Montville was probably just what a private dick should be—and not the used-up-over-the-hill-pudgy-old-bastard image set in the minds of many. Montville was tall and well muscled. There didn’t seem to be an ounce of fat on his body. He had yellow-gold eyes that seemed to home in on the woman, and his expression was one of irritation and disbelief.
He spoke curtly. “A young woman was murdered. And it’s appalling that someone in the media took a picture and let it out to the newspapers so that it can be viewed by anyone with Internet access. The victim surely has family, and to let that picture be shown is an outrage.”
“But, Detective Montville, we need information for our viewers—”
“Here’s the information. Stay home, or stay in a crowd. There’s a murderer on the loose.”
“Do you suspect that this might be the work of a cult—such as the Brotherhood?”
Austin couldn’t stop himself in time.
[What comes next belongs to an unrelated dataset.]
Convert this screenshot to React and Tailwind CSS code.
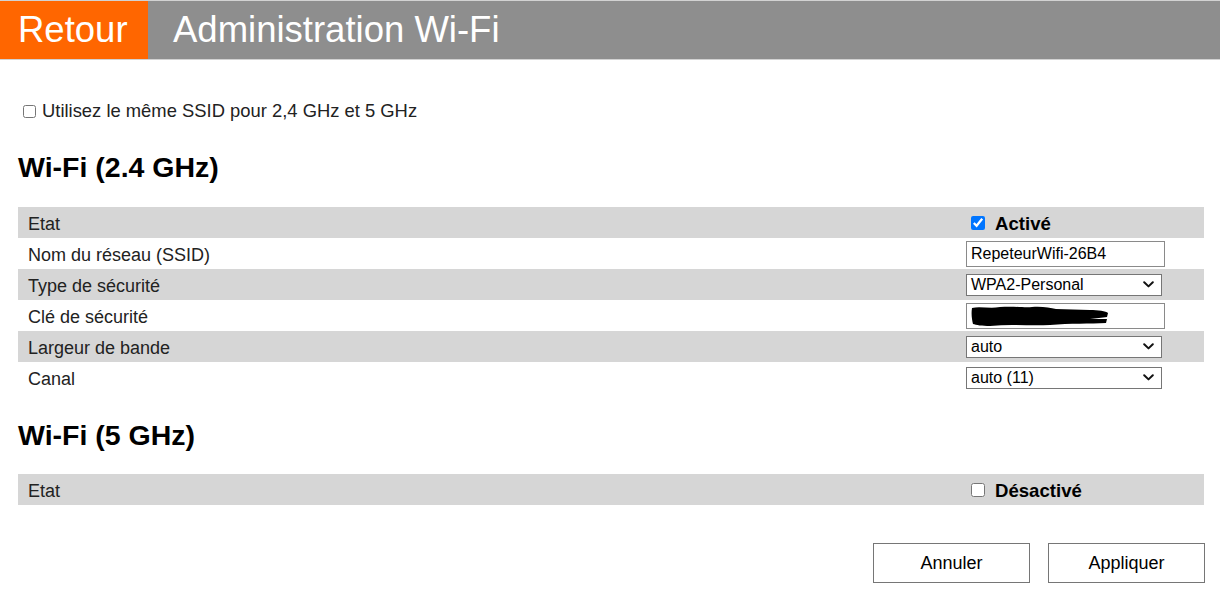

He gasped out loud. It didn’t matter. Everyone in the room gasped. Any remaining spasm of desire that might have lingered in him disappeared as his penis went as limp as overcooked pasta.
“We’ll be looking into all possibilities; the killer will be found. Now excuse me.” He pushed past the woman and headed out down to the street, presumably to his car.
The anchorwoman started talking again, but Austin didn’t hear her. The others—his flock, his adoring flock—turned to stare at him with horror in their eyes.
Sue and Lena inched closer together. Brian and Joe took a step back from him. They all stared at him with wide eyes and blank expressions. It was one thing to drink pig’s blood and have orgies, it was quite another to be accused of murder.
Austin desperately tried to pull his wits about him. They were all ready to bolt.
“I’ll prove that we were not responsible for this.” He lifted his hand. “We are all about pleasure, not pain. There is no need to worry.” He turned to exit with a grand determination, but he could hear them whispering behind his back.
“Oh, my God! He is Satan!” Sue said, her words barely audible.